In places like this, you’ll find down-to-earth, straightforward people who live according to the principle “live and let live.’’

Each city has its own individual feel and offers everything you need to live.
The cultural variety is particularly extensive. This is a consequence of the much-vaunted structural change caused by the coal crisis at the end of the 1950s when the falling demand for expensive Ruhr coal signalled a long-term decline in the mining industry.

Until then coal mining and associated steel industries were the main economic pillars of the region.
Public measures to restructure the Ruhr Region led to the creation in the 1970s of growth industries, an economic boost that was helped greatly by the founding of colleges, which at the same time ensured that the Ruhr today has Europe’s greatest concentration of colleges and universities, as well as numerous technical centers.

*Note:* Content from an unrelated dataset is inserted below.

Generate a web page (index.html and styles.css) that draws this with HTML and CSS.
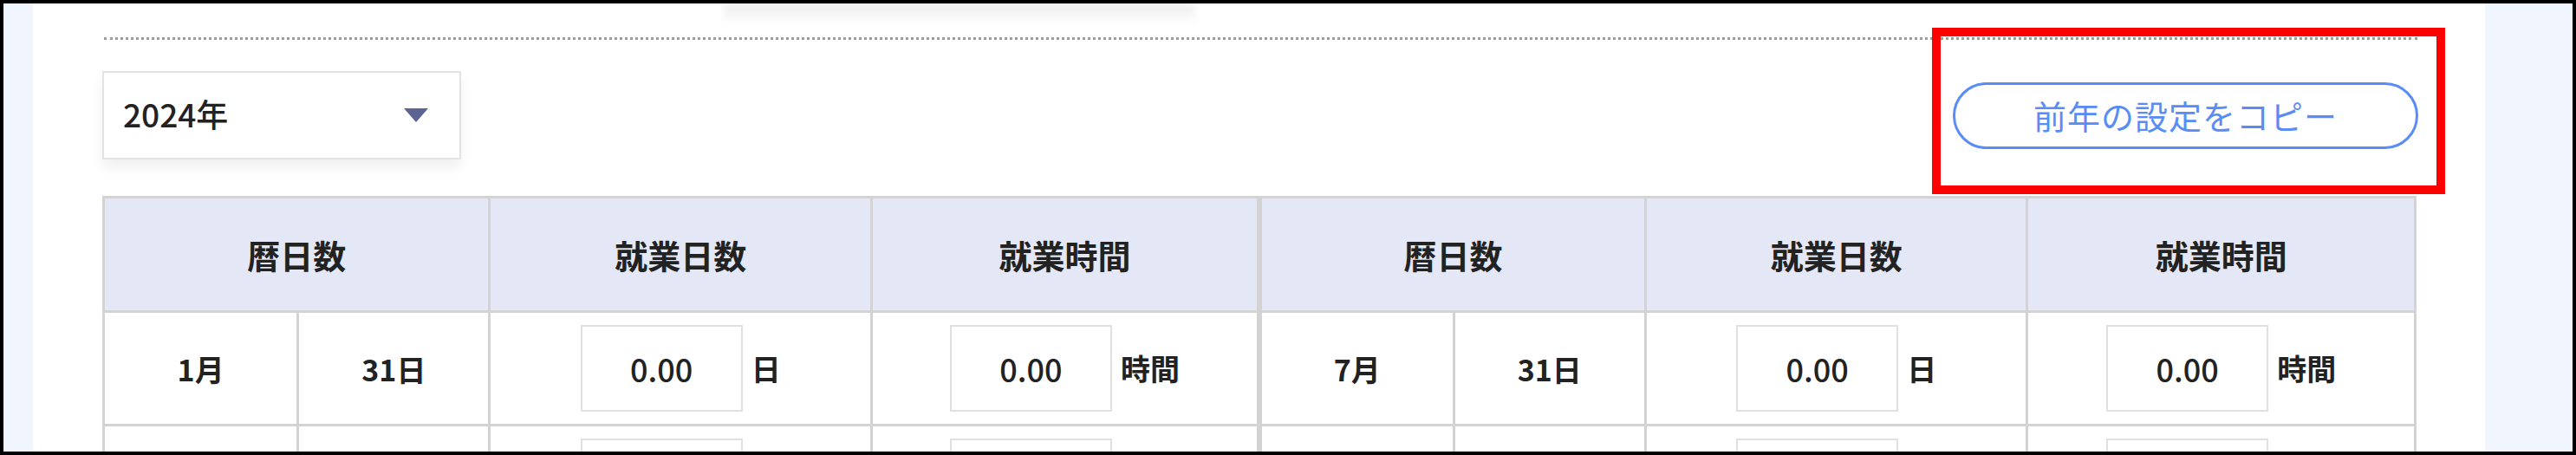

The closed-down coal mines and steel works remain as spectacular industrial monuments and for the most part have been turned into country parks, multicultural centers and even venues.

In this way, a multifaceted cultural landscape has arisen in the Ruhr.
This impressive structural transformation through culture led to the city of Essen being named a European City of Culture in 2010, as a representative for the whole Ruhr Region.

And there have been even more transformations.
The former slag heaps have been turned into true leisure paradises for hikers, strollers and cyclists that also offer wonderful views of the region.

Here’s where you’ll meet the locals and quickly fall into conversation.
It might even be the case that the person taking a stroll nearby is a former miner who can tell his own personal story about the region’s transformation.